According to the survey, nearly 70 percent of respondents considered the bypass a necessity. Boyd said the advice of the community-led advisory committee to the Board went unheeded.

“There was no input from the community,” he said.

Boyd, who said his colleagues voted “for an expressway instead of a bypass,” added that the latest proposal removes two lights from Route 29 instead of the 13 that would be removed by rerouting the road. According to Boyd, the Western Bypass would help businesses and divert heavy truck traffic — all at the same cost to the taxpayers as the altered proposal adopted this week.

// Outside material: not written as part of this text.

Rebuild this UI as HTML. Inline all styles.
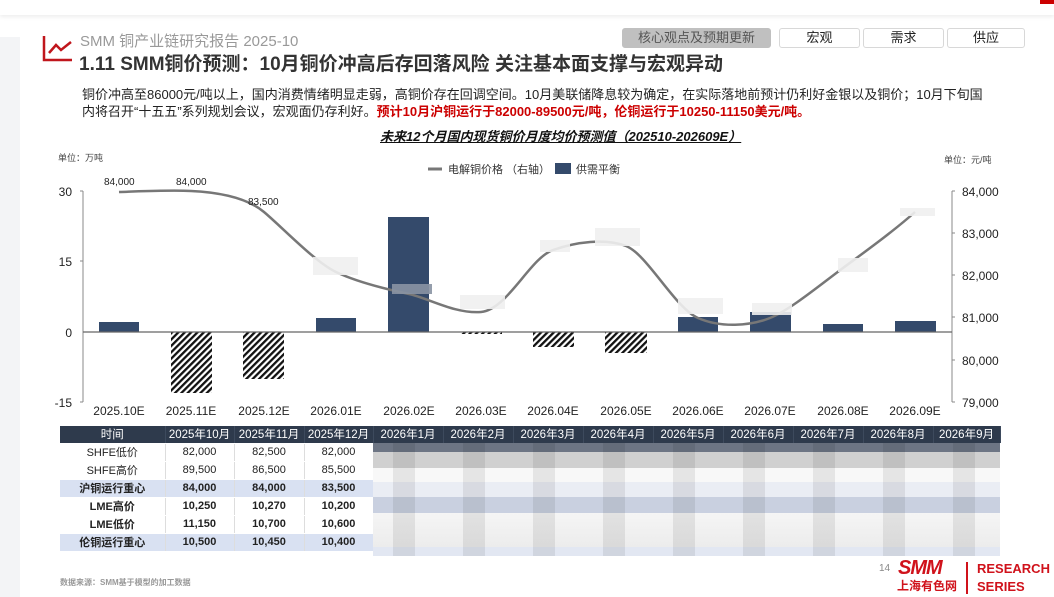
<!DOCTYPE html>
<html><head><meta charset="utf-8"><style>
*{margin:0;padding:0;box-sizing:border-box}
body{width:1054px;height:597px;overflow:hidden;background:#fff;font-family:"Liberation Sans","Noto Sans CJK SC",sans-serif;position:relative;color:#222}
.abs{position:absolute}
.tab{position:absolute;top:28px;height:20px;border:1px solid #d8d8d8;border-radius:3px;font-size:13px;text-align:center;line-height:18px;background:#fff;color:#222}
table{border-collapse:collapse;position:absolute;left:60px;top:426px;font-size:11px}
td,th{height:18px;text-align:center;border-right:1px solid #ddd;border-bottom:1px solid #fff}
th{background:#2e3a4c;color:#fff;font-weight:normal;font-size:11.5px;height:17px;border-right:1px solid #3d4a5d}
tr.b td{background:#d9e1f2;font-weight:bold}
tr.w td{background:#fff}
tr.k td{font-weight:bold}
</style></head><body>
<div class="abs" style="left:0;top:0;width:1054px;height:15px;background:#fff;box-shadow:0 2px 4px #eee"></div>
<div class="abs" style="left:0;top:37px;width:20px;height:560px;background:#f3f4f6"></div>
<div class="abs" style="left:1040px;top:0;width:14px;height:4px;background:#c00"></div>
<svg class="abs" style="left:42px;top:34px" width="32" height="30"><path d="M2 2V26H30" fill="none" stroke="#c0161c" stroke-width="2.5"/><path d="M7 19L14 11L19 16L29 8" fill="none" stroke="#c0161c" stroke-width="2.5"/></svg>
<div class="abs" style="left:80px;top:30px;font-size:15px;color:#999">SMM 铜产业链研究报告 2025-10</div>
<div class="abs" style="left:79px;top:49px;font-size:19px;font-weight:bold;color:#333">1.11 SMM铜价预测：10月铜价冲高后存回落风险 关注基本面支撑与宏观异动</div>
<div class="tab" style="left:622px;width:149px;background:#c0c0c0;border-color:#c0c0c0;color:#555">核心观点及预期更新</div>
<div class="tab" style="left:779px;width:81px">宏观</div>
<div class="tab" style="left:863px;width:81px">需求</div>
<div class="tab" style="left:947px;width:78px">供应</div>
<div class="abs" style="left:82px;top:86px;font-size:13px;line-height:17px;width:910px">铜价冲高至86000元/吨以上，国内消费情绪明显走弱，高铜价存在回调空间。10月美联储降息较为确定，在实际落地前预计仍利好金银以及铜价；10月下旬国内将召开“十五五”系列规划会议，宏观面仍存利好。<b style="color:#c00">预计10月沪铜运行于82000-89500元/吨，伦铜运行于10250-11150美元/吨。</b></div>
<div class="abs" style="left:380px;top:126px;font-size:13px;font-weight:bold;font-style:italic;text-decoration:underline;color:#111">未来12个月国内现货铜价月度均价预测值（202510-202609E）</div>
<svg class="abs" style="left:0;top:0" width="1054" height="430" font-family="Liberation Sans,Noto Sans CJK SC,sans-serif">
<defs><pattern id="h" width="4.5" height="4.5" patternUnits="userSpaceOnUse" patternTransform="rotate(45)"><rect width="4.5" height="4.5" fill="#fff"/><rect width="2.3" height="4.5" fill="#111"/></pattern></defs>
<text x="58" y="161" font-size="9" fill="#444">单位：万吨</text>
<text x="944" y="163" font-size="9" fill="#444">单位：元/吨</text>
<line x1="428" y1="169" x2="442" y2="169" stroke="#777" stroke-width="3"/>
<text x="448" y="173" font-size="11" fill="#333">电解铜价格 （右轴）</text>
<rect x="555" y="163" width="16" height="11" fill="#344a6b"/>
<text x="576" y="173" font-size="11" fill="#333">供需平衡</text>
<line x1="83" y1="191" x2="83" y2="402" stroke="#888"/>
<g stroke="#888"><line x1="80" y1="191" x2="83" y2="191"/><line x1="80" y1="261" x2="83" y2="261"/><line x1="80" y1="402" x2="83" y2="402"/></g>
<line x1="952" y1="191" x2="952" y2="402" stroke="#888"/>
<g stroke="#888"><line x1="952" y1="191" x2="955" y2="191"/><line x1="952" y1="233" x2="955" y2="233"/><line x1="952" y1="275" x2="955" y2="275"/><line x1="952" y1="317" x2="955" y2="317"/><line x1="952" y1="360" x2="955" y2="360"/><line x1="952" y1="402" x2="955" y2="402"/></g>
<g font-size="12" fill="#222" text-anchor="end"><text x="72" y="196">30</text><text x="72" y="266">15</text><text x="72" y="337">0</text><text x="72" y="407">-15</text></g>
<g font-size="12" fill="#222"><text x="962" y="196">84,000</text><text x="962" y="238">83,000</text><text x="962" y="280">82,000</text><text x="962" y="322">81,000</text><text x="962" y="365">80,000</text><text x="962" y="407">79,000</text></g>
<g fill="#344a6b"><rect x="99" y="322" width="40" height="10"/><rect x="316" y="318" width="40" height="14"/><rect x="388" y="217" width="41" height="115"/><rect x="678" y="317" width="40" height="15"/><rect x="750" y="312" width="41" height="20"/><rect x="823" y="324" width="40" height="8"/><rect x="895" y="321" width="41" height="11"/></g>
<g fill="url(#h)"><rect x="171" y="332" width="41" height="61"/><rect x="243" y="332" width="41" height="47"/><rect x="461" y="332" width="41" height="2"/><rect x="533" y="332" width="41" height="15"/><rect x="605" y="332" width="42" height="21"/></g>
<line x1="83" y1="332" x2="952" y2="332" stroke="#666" stroke-width="1.2"/>
<path d="M119,192 C150,191 170,190 191,191 S245,196 264,212 S315,262 336,272 S390,290 409,294 S455,314 481,312 S530,258 553,250 S605,238 626,246 S675,308 698,318 S750,326 770,318 S820,285 843,268 S895,230 915,212" fill="none" stroke="#777" stroke-width="2.5"/>
<g font-size="10" fill="#222"><text x="104" y="185">84,000</text><text x="176" y="185">84,000</text><text x="248" y="205">83,500</text></g>
<g fill="#f0f0f0" opacity="0.9"><rect x="313" y="257" width="45" height="18"/><rect x="392" y="284" width="40" height="10" fill="#8a94a4"/><rect x="460" y="295" width="45" height="14"/><rect x="540" y="240" width="30" height="12"/><rect x="595" y="228" width="45" height="18"/><rect x="678" y="298" width="45" height="16"/><rect x="752" y="303" width="40" height="12"/><rect x="838" y="258" width="30" height="14"/><rect x="900" y="208" width="35" height="8"/></g>
<g font-size="12" fill="#222" text-anchor="middle"><text x="119" y="415">2025.10E</text><text x="191" y="415">2025.11E</text><text x="264" y="415">2025.12E</text><text x="336" y="415">2026.01E</text><text x="409" y="415">2026.02E</text><text x="481" y="415">2026.03E</text><text x="553" y="415">2026.04E</text><text x="626" y="415">2026.05E</text><text x="698" y="415">2026.06E</text><text x="770" y="415">2026.07E</text><text x="843" y="415">2026.08E</text><text x="915" y="415">2026.09E</text></g>
</svg>
<table>
<tr><th style="width:105px">时间</th><th style="width:69px">2025年10月</th><th style="width:70px">2025年11月</th><th style="width:69px">2025年12月</th><th style="width:70px">2026年1月</th><th style="width:70px">2026年2月</th><th style="width:70px">2026年3月</th><th style="width:70px">2026年4月</th><th style="width:70px">2026年5月</th><th style="width:70px">2026年6月</th><th style="width:70px">2026年7月</th><th style="width:70px">2026年8月</th><th style="width:67px">2026年9月</th></tr>
<tr class="w"><td>SHFE低价</td><td>82,000</td><td>82,500</td><td>82,000</td></tr>
<tr class="w"><td>SHFE高价</td><td>89,500</td><td>86,500</td><td>85,500</td></tr>
<tr class="b"><td>沪铜运行重心</td><td>84,000</td><td>84,000</td><td>83,500</td></tr>
<tr class="w k"><td>LME高价</td><td>10,250</td><td>10,270</td><td>10,200</td></tr>
<tr class="w k"><td>LME低价</td><td>11,150</td><td>10,700</td><td>10,600</td></tr>
<tr class="b"><td>伦铜运行重心</td><td>10,500</td><td>10,450</td><td>10,400</td></tr>
</table>
<div class="abs" style="left:373px;top:443px;width:627px;height:113px;background:linear-gradient(#6d7584 0,#6d7584 9px,#d0d0d0 9px,#d0d0d0 25px,#f8f8f8 25px,#f8f8f8 39px,#eaedf4 39px,#eaedf4 54px,#c9d0e0 54px,#c9d0e0 70px,#f5f5f5 70px,#ececec 104px,#e2e7f2 104px)"></div>
<div class="abs" style="left:373px;top:443px;width:627px;height:113px;background:repeating-linear-gradient(90deg,rgba(0,0,0,0) 0,rgba(0,0,0,0) 20px,rgba(0,0,0,.08) 20px,rgba(0,0,0,.08) 42px,rgba(0,0,0,0) 42px,rgba(0,0,0,0) 70px)"></div>
<div class="abs" style="left:60px;top:577px;font-size:8px;color:#999;font-weight:bold">数据来源：SMM基于模型的加工数据</div>
<div class="abs" style="left:879px;top:563px;font-size:10px;color:#888">14</div>
<div class="abs" style="left:898px;top:558px;font-size:20px;font-weight:bold;font-style:italic;color:#d0121b;letter-spacing:-1px;line-height:20px">SMM</div>
<div class="abs" style="left:897px;top:579px;font-size:12px;font-weight:bold;color:#d0121b;line-height:14px">上海有色网</div>
<div class="abs" style="left:966px;top:562px;width:2px;height:32px;background:#d0121b"></div>
<div class="abs" style="left:977px;top:560px;font-size:13px;font-weight:bold;color:#d0121b;line-height:18px">RESEARCH<br>SERIES</div>
</body></html>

“Charlottesville and Gainesville are the only two cities on 29 that do not have a bypass,” he said.

Rio District Supervisor Brad Sheffield, who voted in favor of the proposal, said the community had a large voice in crafting the proposal and VDOT would have very little discretion on the bigger aspects of the proposal.

“When it comes down to the specifics of the construction, it’s in VDOT’s hands, but [road] alignment is a local decision,” Sheffield said. “Major aspects of projects still have to go through public hearings and be decided on a local level.”

Sheffield said there was no doubt traffic levels along the US 29 corridor are on the rise, but he did not think a bypass was a viable solution. He said more accidents, increased safety concerns, growth in population and expanding commercial development of the county were problems best addressed with a scalpel rather than the more cumbersome bypass approach.

“The best way to frame it is that when the federal government passed down its review of the Western Bypass, it found it was no longer meeting the needs of the community, so VDOT had to reexamine the projects to help with congestion,” he said.

Sheffield said the no-excuses, targeted end date for the project is fall 2017.